From the listing that follows, output everything exactly except the pictures.

A run of records

§

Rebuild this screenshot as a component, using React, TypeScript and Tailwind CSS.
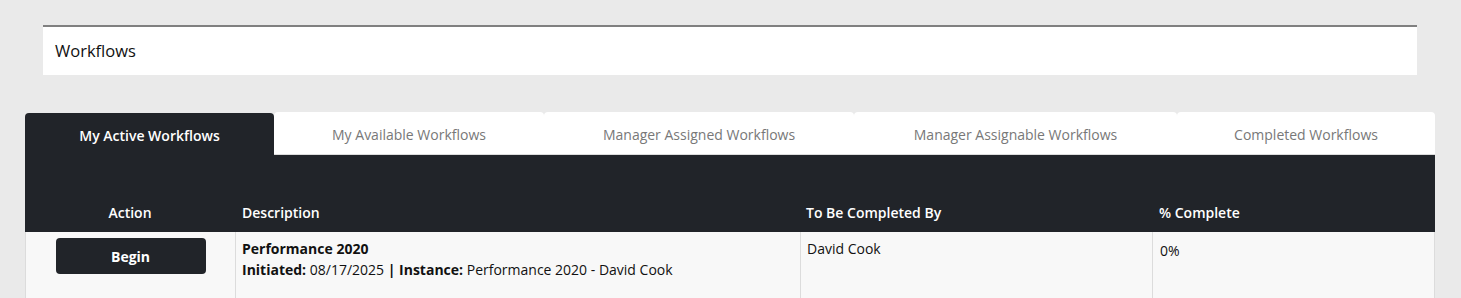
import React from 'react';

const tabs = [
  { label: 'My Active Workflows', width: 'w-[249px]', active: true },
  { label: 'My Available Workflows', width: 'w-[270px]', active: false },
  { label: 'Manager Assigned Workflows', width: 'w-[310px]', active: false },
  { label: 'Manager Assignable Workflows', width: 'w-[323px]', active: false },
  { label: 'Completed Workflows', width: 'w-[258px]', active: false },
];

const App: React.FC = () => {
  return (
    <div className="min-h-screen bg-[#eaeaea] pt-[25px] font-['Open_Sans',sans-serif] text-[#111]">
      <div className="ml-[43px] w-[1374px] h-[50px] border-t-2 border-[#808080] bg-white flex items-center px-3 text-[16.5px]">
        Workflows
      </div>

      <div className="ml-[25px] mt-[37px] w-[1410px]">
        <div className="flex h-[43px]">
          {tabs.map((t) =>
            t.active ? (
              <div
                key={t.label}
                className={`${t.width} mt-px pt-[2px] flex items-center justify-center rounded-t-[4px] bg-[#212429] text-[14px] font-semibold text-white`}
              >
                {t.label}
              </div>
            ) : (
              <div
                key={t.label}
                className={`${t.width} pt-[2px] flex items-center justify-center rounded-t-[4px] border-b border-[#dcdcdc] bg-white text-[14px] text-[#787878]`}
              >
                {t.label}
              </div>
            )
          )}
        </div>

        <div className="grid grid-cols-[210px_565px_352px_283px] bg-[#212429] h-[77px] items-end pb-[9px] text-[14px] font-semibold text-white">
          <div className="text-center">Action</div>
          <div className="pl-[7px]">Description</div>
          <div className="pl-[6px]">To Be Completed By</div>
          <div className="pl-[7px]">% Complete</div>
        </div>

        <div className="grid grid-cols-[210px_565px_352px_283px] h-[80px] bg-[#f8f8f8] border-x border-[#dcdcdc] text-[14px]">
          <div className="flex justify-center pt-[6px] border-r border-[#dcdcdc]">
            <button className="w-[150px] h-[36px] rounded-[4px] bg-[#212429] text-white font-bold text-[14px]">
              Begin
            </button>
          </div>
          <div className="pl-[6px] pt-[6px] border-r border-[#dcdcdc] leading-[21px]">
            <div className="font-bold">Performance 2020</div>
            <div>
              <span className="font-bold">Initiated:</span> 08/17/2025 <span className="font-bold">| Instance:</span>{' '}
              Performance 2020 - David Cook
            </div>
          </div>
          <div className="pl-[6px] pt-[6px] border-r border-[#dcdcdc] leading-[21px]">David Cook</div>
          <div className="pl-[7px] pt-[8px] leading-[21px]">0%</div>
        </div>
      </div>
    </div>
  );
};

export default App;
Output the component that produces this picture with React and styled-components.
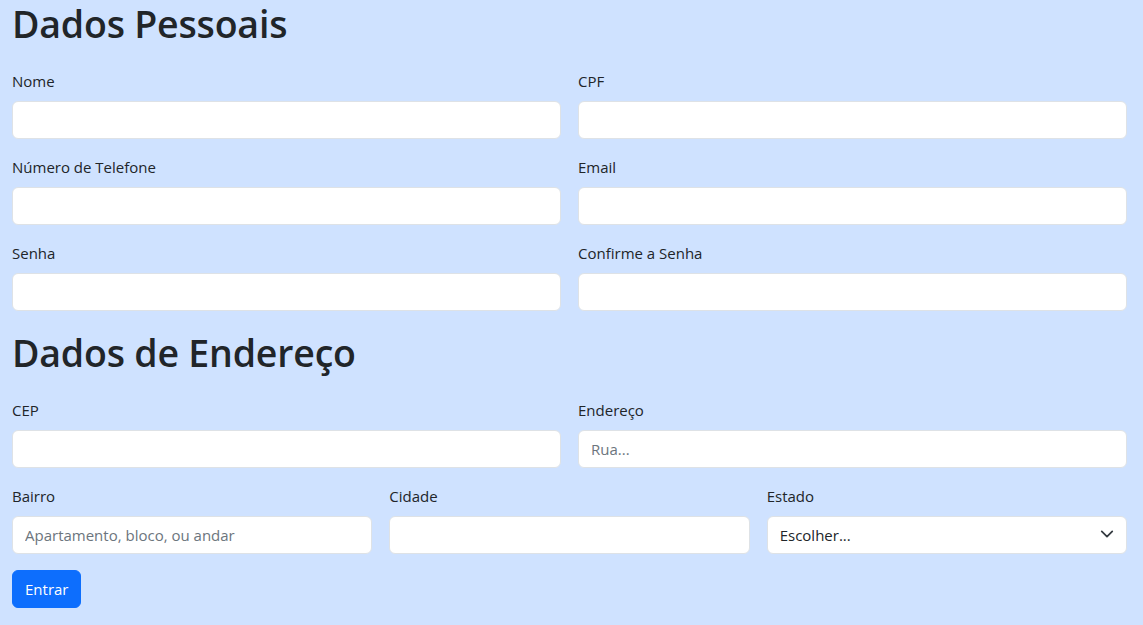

§

_EXPECTED OUTPUT_.
Rebuild this screenshot as a component, using React, TypeScript and Tailwind CSS.
import React from 'react';

const tabs = [
  { label: 'My Active Workflows', width: 'w-[249px]', active: true },
  { label: 'My Available Workflows', width: 'w-[270px]', active: false },
  { label: 'Manager Assigned Workflows', width: 'w-[310px]', active: false },
  { label: 'Manager Assignable Workflows', width: 'w-[323px]', active: false },
  { label: 'Completed Workflows', width: 'w-[258px]', active: false },
];

const App: React.FC = () => {
  return (
    <div className="min-h-screen bg-[#eaeaea] pt-[25px] font-['Open_Sans',sans-serif] text-[#111]">
      <div className="ml-[43px] w-[1374px] h-[50px] border-t-2 border-[#808080] bg-white flex items-center px-3 text-[16.5px]">
        Workflows
      </div>

      <div className="ml-[25px] mt-[37px] w-[1410px]">
        <div className="flex h-[43px]">
          {tabs.map((t) =>
            t.active ? (
              <div
                key={t.label}
                className={`${t.width} mt-px pt-[2px] flex items-center justify-center rounded-t-[4px] bg-[#212429] text-[14px] font-semibold text-white`}
              >
                {t.label}
              </div>
            ) : (
              <div
                key={t.label}
                className={`${t.width} pt-[2px] flex items-center justify-center rounded-t-[4px] border-b border-[#dcdcdc] bg-white text-[14px] text-[#787878]`}
              >
                {t.label}
              </div>
            )
          )}
        </div>

        <div className="grid grid-cols-[210px_565px_352px_283px] bg-[#212429] h-[77px] items-end pb-[9px] text-[14px] font-semibold text-white">
          <div className="text-center">Action</div>
          <div className="pl-[7px]">Description</div>
          <div className="pl-[6px]">To Be Completed By</div>
          <div className="pl-[7px]">% Complete</div>
        </div>

        <div className="grid grid-cols-[210px_565px_352px_283px] h-[80px] bg-[#f8f8f8] border-x border-[#dcdcdc] text-[14px]">
          <div className="flex justify-center pt-[6px] border-r border-[#dcdcdc]">
            <button className="w-[150px] h-[36px] rounded-[4px] bg-[#212429] text-white font-bold text-[14px]">
              Begin
            </button>
          </div>
          <div className="pl-[6px] pt-[6px] border-r border-[#dcdcdc] leading-[21px]">
            <div className="font-bold">Performance 2020</div>
            <div>
              <span className="font-bold">Initiated:</span> 08/17/2025 <span className="font-bold">| Instance:</span>{' '}
              Performance 2020 - David Cook
            </div>
          </div>
          <div className="pl-[6px] pt-[6px] border-r border-[#dcdcdc] leading-[21px]">David Cook</div>
          <div className="pl-[7px] pt-[8px] leading-[21px]">0%</div>
        </div>
      </div>
    </div>
  );
};

export default App;
Output the component that produces this picture with React and styled-components.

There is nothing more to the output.